The latest wave of anti-PC indignation flared up last month when late-show host Seth Meyers, talking to guest Jerry Seinfeld, said, “There are more people now who will let you know if they think you’ve gone over the line than ever before. You have to feel the same way about comedy.”
“Yes, but they keep moving the lines in for no reason,” the Comedians in Cars Getting Coffee star complained (the video is here). He then gave as an example a joke where he refers to people flipping through their cellphone messages using a gesture “like a gay French king.”
“Comedy is kinda like where you can feel an opinion.
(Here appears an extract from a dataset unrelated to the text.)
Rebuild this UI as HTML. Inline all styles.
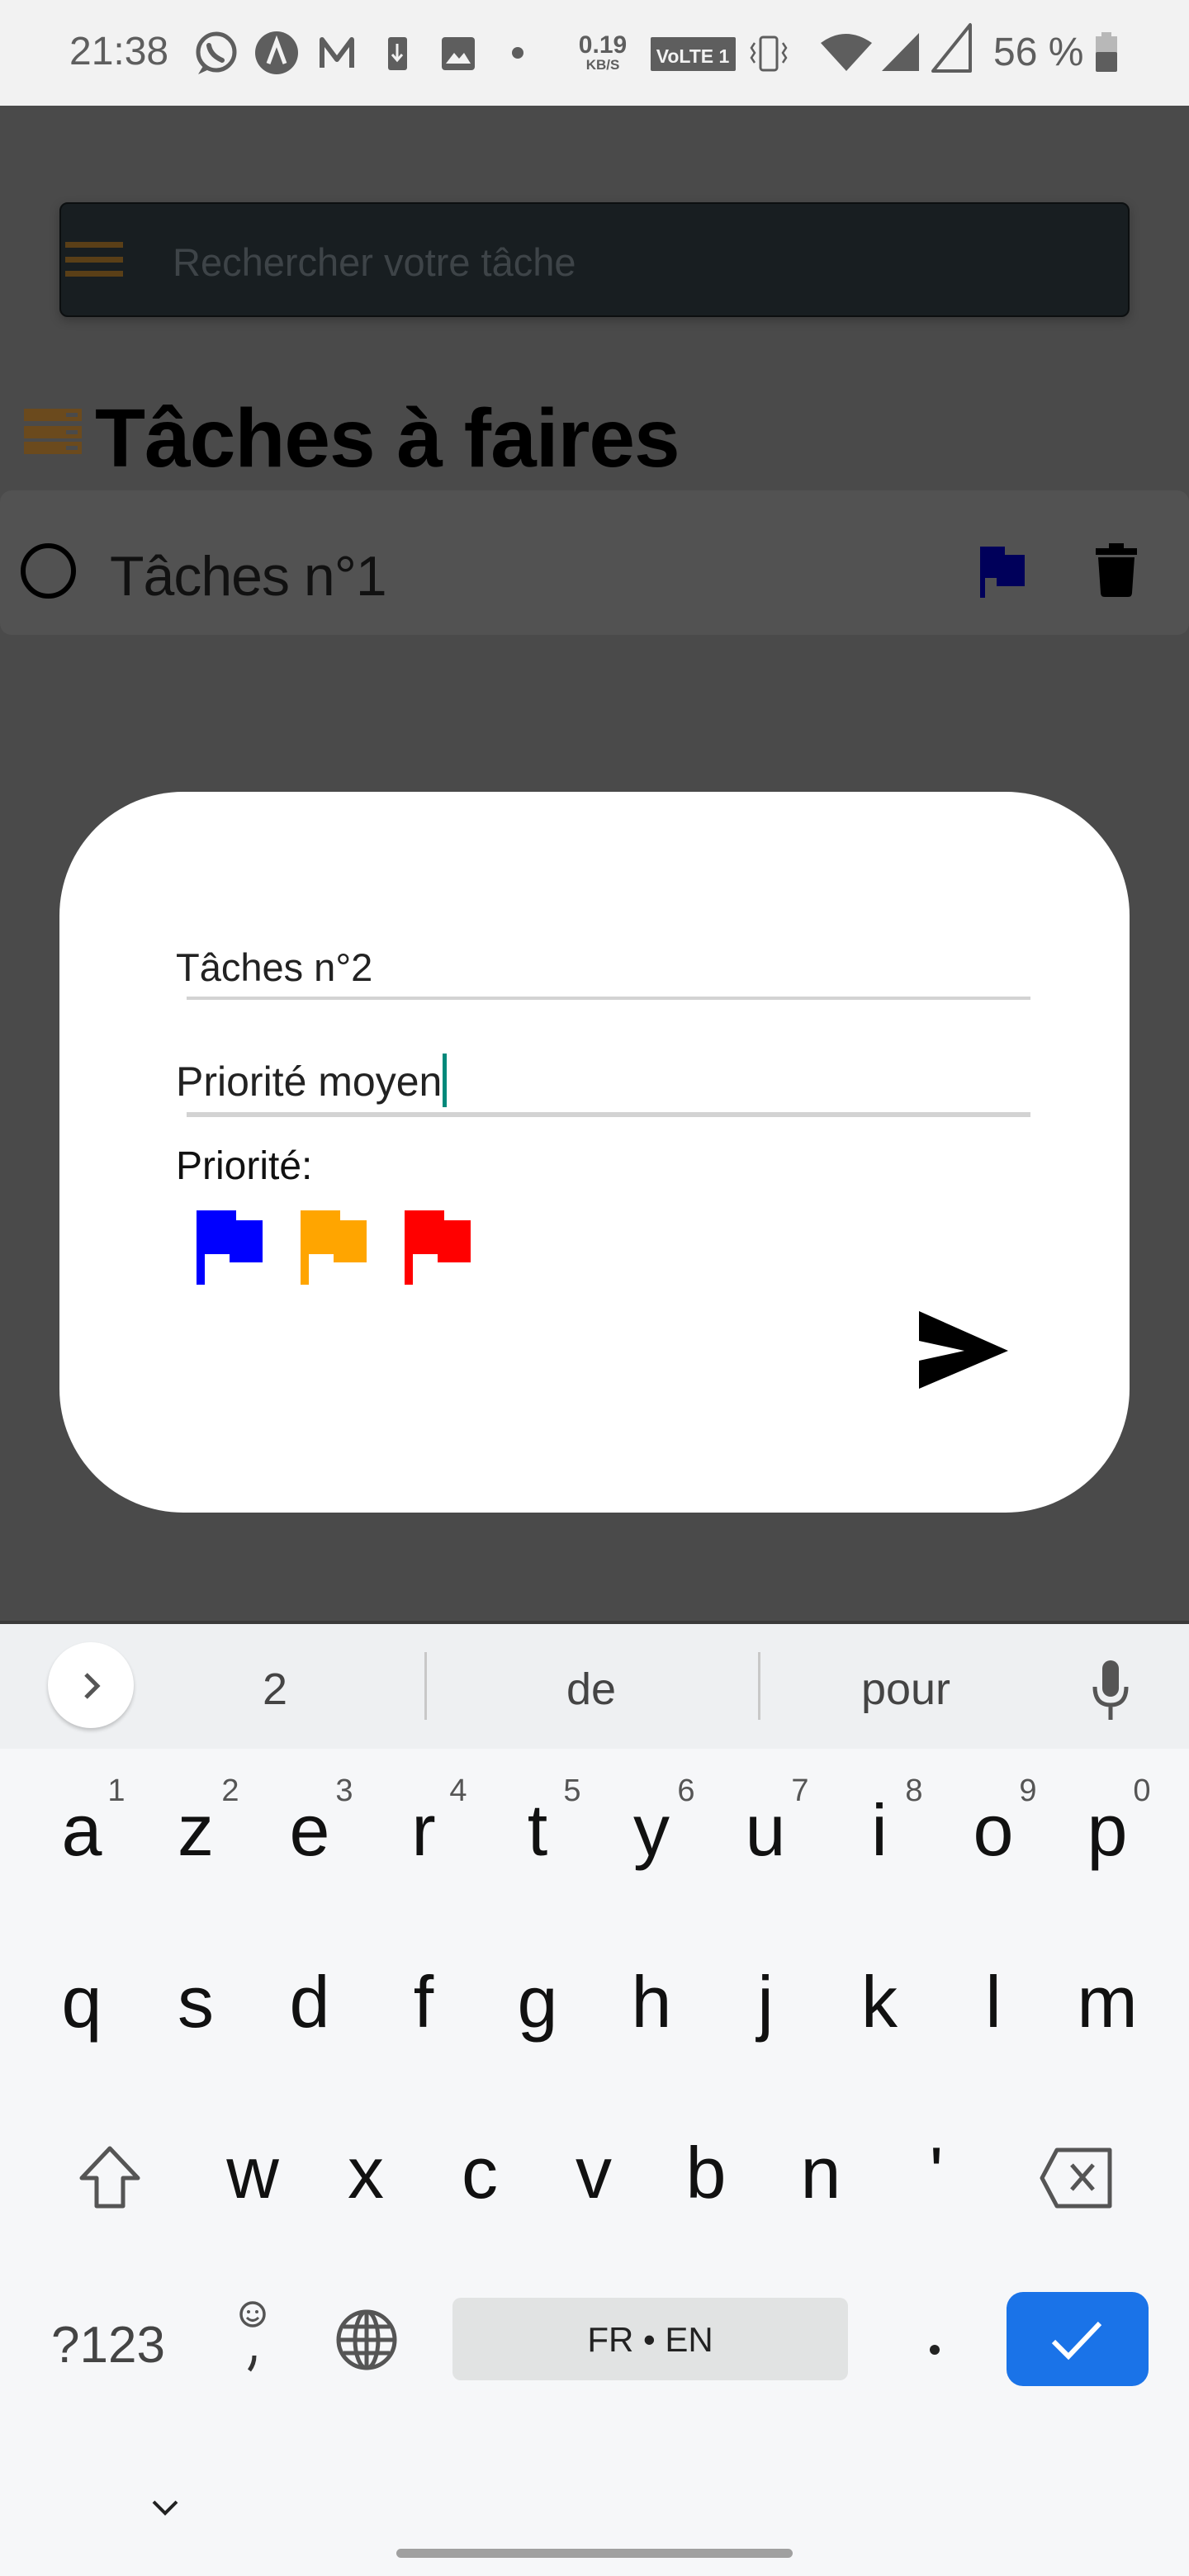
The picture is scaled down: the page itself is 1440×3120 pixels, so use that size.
<!DOCTYPE html>
<html><head><meta charset="utf-8">
<style>
*{margin:0;padding:0;box-sizing:border-box}
body{width:1440px;height:3120px;position:relative;overflow:hidden;background:#4a4a4a;font-family:"Liberation Sans",sans-serif}
.a{position:absolute;line-height:1;white-space:nowrap}
</style></head><body>
<!-- status bar -->
<div class="a" style="left:0;top:0;width:1440px;height:128px;background:#f2f2f2"></div>
<div class="a" style="left:84px;top:39px;font-size:48px;color:#5e5e5e">21:38</div>
<svg class="a" style="left:0;top:0" width="1440" height="128">
 <g fill="#5e5e5e" stroke="#5e5e5e">
  <circle cx="262" cy="63" r="22" fill="none" stroke-width="5"/>
  <path d="M246 80 L240 90 L253 84" fill="#5e5e5e" stroke="none"/>
  <path d="M253 55 q2 12 16 18" fill="none" stroke-width="6" stroke-linecap="round"/>
  <circle cx="335" cy="64" r="26" stroke="none"/>
  <path d="M325 77 L335 50 L345 77" fill="none" stroke="#f2f2f2" stroke-width="5"/>
  <path d="M390 82 V48 L408 72 L426 48 V82" fill="none" stroke-width="6" stroke-linejoin="round"/>
  <rect x="470" y="45" width="23" height="40" rx="3" stroke="none"/>
  <path d="M481 53 V72 M475 66 L481 73 L487 66" stroke="#f2f2f2" stroke-width="3" fill="none"/>
  <rect x="535" y="45" width="40" height="40" rx="4" stroke="none"/>
  <path d="M540 77 L550 64 L556 71 L562 64 L570 77Z" fill="#f2f2f2" stroke="none"/>
  <circle cx="627" cy="64" r="7" stroke="none"/>
  <rect x="788" y="45" width="103" height="41" rx="2" stroke="none"/>
  <rect x="921" y="45" width="20" height="40" rx="3" fill="none" stroke-width="3"/>
  <path d="M914 52 l-4 6 4 6 -4 6 4 6 M948 52 l4 6 -4 6 4 6 -4 6" fill="none" stroke-width="2.5"/>
  <path d="M994 52 Q1024 30 1056 52 L1025 86Z" stroke="none"/>
  <path d="M1113 40 V86 H1068Z" stroke="none"/>
  <path d="M1175 30 V86 H1130Z" fill="none" stroke-width="4" stroke-linejoin="round"/>
  <rect x="1327" y="44" width="26" height="22" fill="#b8b8b8" stroke="none"/>
  <rect x="1334" y="39" width="12" height="6" fill="#b8b8b8" stroke="none"/>
  <rect x="1327" y="63" width="26" height="24" rx="2" stroke="none"/>
 </g>
 <text x="730" y="64" font-size="30" font-weight="bold" fill="#5e5e5e" text-anchor="middle" font-family="Liberation Sans">0.19</text>
 <text x="730" y="84" font-size="17" font-weight="bold" fill="#5e5e5e" text-anchor="middle" font-family="Liberation Sans">KB/S</text>
 <text x="839" y="76" font-size="23" font-weight="bold" fill="#f2f2f2" text-anchor="middle" font-family="Liberation Sans">VoLTE 1</text>
</svg>
<div class="a" style="left:1203px;top:40px;font-size:48px;color:#5e5e5e">56 %</div>

<!-- search bar -->
<div class="a" style="left:72px;top:245px;width:1296px;height:139px;background:#181e21;border:2px solid #0c0f10;border-radius:10px;box-shadow:0 4px 12px rgba(0,0,0,.25)"></div>
<div class="a" style="left:79px;top:293px;width:70px;height:7px;background:#5a3f17"></div>
<div class="a" style="left:79px;top:311px;width:70px;height:7px;background:#5a3f17"></div>
<div class="a" style="left:79px;top:328px;width:70px;height:7px;background:#5a3f17"></div>
<div class="a" style="left:209px;top:294px;font-size:47px;color:#3e4448">Rechercher votre tâche</div>

<!-- title -->
<div class="a" style="left:29px;top:495px;width:70px;height:15px;background:#6b4a1d"></div>
<div class="a" style="left:29px;top:516px;width:70px;height:15px;background:#6b4a1d"></div>
<div class="a" style="left:29px;top:535px;width:70px;height:15px;background:#6b4a1d"></div>
<div class="a" style="left:80px;top:500px;width:14px;height:5px;background:#4a4a4a"></div>
<div class="a" style="left:80px;top:521px;width:14px;height:5px;background:#4a4a4a"></div>
<div class="a" style="left:80px;top:540px;width:14px;height:5px;background:#4a4a4a"></div>
<div class="a" style="left:115px;top:481px;font-size:100px;font-weight:bold;color:#000;letter-spacing:-1px">Tâches à faires</div>

<!-- task card -->
<div class="a" style="left:0;top:594px;width:1440px;height:175px;background:#525252;border-radius:14px"></div>
<div class="a" style="left:25px;top:658px;width:67px;height:67px;border:6px solid #000;border-radius:50%"></div>
<div class="a" style="left:133px;top:664px;font-size:68px;color:#111;letter-spacing:-1px">Tâches n°1</div>
<svg class="a" style="left:1185px;top:660px" width="60" height="64"><path d="M2 2 H32 V12 H56 V50 H22 V40 H8 V64 H2Z" fill="#00005a"/></svg>
<svg class="a" style="left:1325px;top:658px" width="54" height="66"><rect x="2" y="6" width="50" height="8" fill="#000"/><rect x="18" y="0" width="18" height="8" fill="#000"/><path d="M5 17 H49 L46 60 Q46 65 41 65 H13 Q8 65 8 60Z" fill="#000"/></svg>

<!-- dialog -->
<div class="a" style="left:72px;top:959px;width:1296px;height:873px;background:#fff;border-radius:150px"></div>
<div class="a" style="left:213px;top:1148px;font-size:47px;color:#222">Tâches n°2</div>
<div class="a" style="left:226px;top:1207px;width:1022px;height:4px;background:#d3d3d3"></div>
<div class="a" style="left:213px;top:1285px;font-size:50px;color:#222">Priorité moyen</div>
<div class="a" style="left:536px;top:1276px;width:5px;height:65px;background:#00897b"></div>
<div class="a" style="left:226px;top:1347px;width:1022px;height:6px;background:#d3d3d3"></div>
<div class="a" style="left:213px;top:1389px;font-size:48px;color:#111">Priorité:</div>
<svg class="a" style="left:236px;top:1466px" width="340" height="92">
 <path d="M2 0 H50 V12 H82 V63 H42 V53 H12 V90 H2Z" fill="#0000ff"/>
 <path d="M128 0 H176 V12 H208 V63 H168 V53 H138 V90 H128Z" fill="#ffa500"/>
 <path d="M254 0 H302 V12 H334 V63 H294 V53 H264 V90 H254Z" fill="#ff0000"/>
</svg>
<svg class="a" style="left:1110px;top:1586px" width="114" height="98"><path d="M3 2 L111 50 L3 96 V62 L58 50 L3 38Z" fill="#000"/></svg>

<!-- keyboard -->
<div class="a" style="left:0;top:1963px;width:1440px;height:1157px;background:#f6f7f9"></div>
<div class="a" style="left:0;top:1963px;width:1440px;height:4px;background:#3a3a3a"></div>
<div class="a" style="left:0;top:1967px;width:1440px;height:151px;background:#eef0f2"></div>
<div class="a" style="left:58px;top:1989px;width:104px;height:104px;border-radius:50%;background:#fff;box-shadow:0 3px 5px rgba(0,0,0,.2)"></div>
<svg class="a" style="left:96px;top:2024px" width="30" height="36"><path d="M8 4 L22 18 L8 32" stroke="#555" stroke-width="5" fill="none"/></svg>
<div class="a" style="left:0;top:2019px;width:666px;text-align:center;font-size:54px;color:#444">2</div>
<div class="a" style="left:516px;top:2019px;width:400px;text-align:center;font-size:54px;color:#444">de</div>
<div class="a" style="left:920px;top:2019px;width:354px;text-align:center;font-size:54px;color:#444">pour</div>
<div class="a" style="left:514px;top:2001px;width:3px;height:82px;background:#c8c8c8"></div>
<div class="a" style="left:918px;top:2001px;width:3px;height:82px;background:#c8c8c8"></div>
<svg class="a" style="left:1318px;top:2007px" width="54" height="80"><rect x="17" y="4" width="20" height="44" rx="10" fill="#555"/><path d="M8 36 Q8 58 27 58 Q46 58 46 36 M27 58 V76" stroke="#555" stroke-width="5" fill="none"/></svg>

<div style="position:absolute;left:0;top:0;font-size:88px;color:#111">
<div class="a" style="left:59px;top:2173px;width:80px;text-align:center">a</div>
<div class="a" style="left:197px;top:2173px;width:80px;text-align:center">z</div>
<div class="a" style="left:335px;top:2173px;width:80px;text-align:center">e</div>
<div class="a" style="left:473px;top:2173px;width:80px;text-align:center">r</div>
<div class="a" style="left:611px;top:2173px;width:80px;text-align:center">t</div>
<div class="a" style="left:749px;top:2173px;width:80px;text-align:center">y</div>
<div class="a" style="left:887px;top:2173px;width:80px;text-align:center">u</div>
<div class="a" style="left:1025px;top:2173px;width:80px;text-align:center">i</div>
<div class="a" style="left:1163px;top:2173px;width:80px;text-align:center">o</div>
<div class="a" style="left:1301px;top:2173px;width:80px;text-align:center">p</div>
<div class="a" style="left:59px;top:2381px;width:80px;text-align:center">q</div>
<div class="a" style="left:197px;top:2381px;width:80px;text-align:center">s</div>
<div class="a" style="left:335px;top:2381px;width:80px;text-align:center">d</div>
<div class="a" style="left:473px;top:2381px;width:80px;text-align:center">f</div>
<div class="a" style="left:611px;top:2381px;width:80px;text-align:center">g</div>
<div class="a" style="left:749px;top:2381px;width:80px;text-align:center">h</div>
<div class="a" style="left:887px;top:2381px;width:80px;text-align:center">j</div>
<div class="a" style="left:1025px;top:2381px;width:80px;text-align:center">k</div>
<div class="a" style="left:1163px;top:2381px;width:80px;text-align:center">l</div>
<div class="a" style="left:1301px;top:2381px;width:80px;text-align:center">m</div>
<div class="a" style="left:266px;top:2588px;width:80px;text-align:center">w</div>
<div class="a" style="left:403px;top:2588px;width:80px;text-align:center">x</div>
<div class="a" style="left:541px;top:2588px;width:80px;text-align:center">c</div>
<div class="a" style="left:679px;top:2588px;width:80px;text-align:center">v</div>
<div class="a" style="left:815px;top:2588px;width:80px;text-align:center">b</div>
<div class="a" style="left:954px;top:2588px;width:80px;text-align:center">n</div>
<div class="a" style="left:1094px;top:2588px;width:80px;text-align:center">'</div>
</div>
<div style="position:absolute;left:0;top:0;font-size:38px;color:#555">
<div class="a" style="left:121px;top:2150px;width:40px;text-align:center">1</div>
<div class="a" style="left:259px;top:2150px;width:40px;text-align:center">2</div>
<div class="a" style="left:397px;top:2150px;width:40px;text-align:center">3</div>
<div class="a" style="left:535px;top:2150px;width:40px;text-align:center">4</div>
<div class="a" style="left:673px;top:2150px;width:40px;text-align:center">5</div>
<div class="a" style="left:811px;top:2150px;width:40px;text-align:center">6</div>
<div class="a" style="left:949px;top:2150px;width:40px;text-align:center">7</div>
<div class="a" style="left:1087px;top:2150px;width:40px;text-align:center">8</div>
<div class="a" style="left:1225px;top:2150px;width:40px;text-align:center">9</div>
<div class="a" style="left:1363px;top:2150px;width:40px;text-align:center">0</div>
</div>
<svg class="a" style="left:95px;top:2598px" width="80" height="80"><path d="M38 4 L72 40 H54 V74 H22 V40 H4Z" fill="none" stroke="#555" stroke-width="5" stroke-linejoin="round"/></svg>
<svg class="a" style="left:1258px;top:2600px" width="92" height="76"><path d="M22 4 H86 V72 H22 L4 38Z" fill="none" stroke="#555" stroke-width="5" stroke-linejoin="round"/><path d="M40 22 L66 52 M66 22 L40 52" stroke="#555" stroke-width="5"/></svg>
<div class="a" style="left:62px;top:2810px;font-size:62px;color:#444">?123</div>
<svg class="a" style="left:284px;top:2781px" width="44" height="100"><circle cx="22" cy="22" r="14" fill="none" stroke="#555" stroke-width="3.5"/><circle cx="17" cy="19" r="2" fill="#555"/><circle cx="27" cy="19" r="2" fill="#555"/><path d="M15 26 Q22 33 29 26" fill="none" stroke="#555" stroke-width="3"/><path d="M24 72 Q24 82 18 90" stroke="#333" stroke-width="5" fill="none"/></svg>
<svg class="a" style="left:404px;top:2794px" width="80" height="80"><g fill="none" stroke="#555" stroke-width="5"><circle cx="40" cy="40" r="34"/><ellipse cx="40" cy="40" rx="14" ry="34"/><path d="M6 40 H74 M12 24 H68 M12 56 H68 M40 6 V74"/></g></svg>
<div class="a" style="left:548px;top:2783px;width:479px;height:100px;background:#e1e3e3;border-radius:10px"></div>
<div class="a" style="left:548px;top:2813px;width:479px;text-align:center;font-size:42px;color:#222">FR • EN</div>
<div class="a" style="left:1126px;top:2840px;width:12px;height:12px;border-radius:50%;background:#222"></div>
<div class="a" style="left:1219px;top:2776px;width:172px;height:114px;background:#1a73e8;border-radius:20px"></div>
<svg class="a" style="left:1270px;top:2806px" width="70" height="56"><path d="M6 30 L24 48 L62 8" fill="none" stroke="#fff" stroke-width="6"/></svg>
<svg class="a" style="left:182px;top:3026px" width="36" height="24"><path d="M4 4 L18 18 L32 4" fill="none" stroke="#222" stroke-width="4"/></svg>
<div class="a" style="left:480px;top:3087px;width:480px;height:11px;border-radius:6px;background:#a0a0a0"></div>
</body></html>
And they (his audience) thought, ‘What are you talking about, gay?’”
After “feeling” these unvoiced opinions when his joke fell flat, Seinfeld turned to his crystal ball and added, “I could imagine a time where people say, ‘Well, that’s offensive to suggest that a gay person moves their hands in a flourishing motion and you now need to apologize.’ I mean, there’s a creepy PC thing out there that really bothers me.”
That, he told ESPN, is why he decided, in a preventive move, to stop performing on U.S. college campuses.
Look, a comedian complaining about how the audience reacts to a joke is like a chef getting angry at a customer who doesn’t like his cooking. As transgender comic Robin Tran shared in XOJane a week after the Seinfeld comments, “Even though it can be frustrating and hurtful when an audience doesn’t laugh, it’s not their job to laugh at your jokes; it’s your job to make them laugh. Whenever I see comedians lashing out at an audience, I’m reminded of how ego-driven and angry my comedy used to be. I automatically assumed they didn’t laugh because they were ‘oversensitive’ and ‘too PC.’”
It’s almost like Seinfeld has mistaken himself for the Soup Nazi from his classic TV series. Treating your customers with disdain might work when you’re the Maestro of Minestrone, but as events like Just for Laughs remind us, there are hundreds of talented wits waiting in the wings — and their comic recipes don’t rely on ingredients last seen in 18th-century France.
I don’t believe anything should be “off-limits” to comedic treatment. In the last two weeks I’ve heard jokes about incest, pedophilia, bestiality, midgets, blacks, Mexicans, Canadians, paralympians, murder, 9/11, ISIS, poutine, presidents, prime ministers, polio and perversions of every description. Some made me laugh, some made me cringe, some simply left me confused.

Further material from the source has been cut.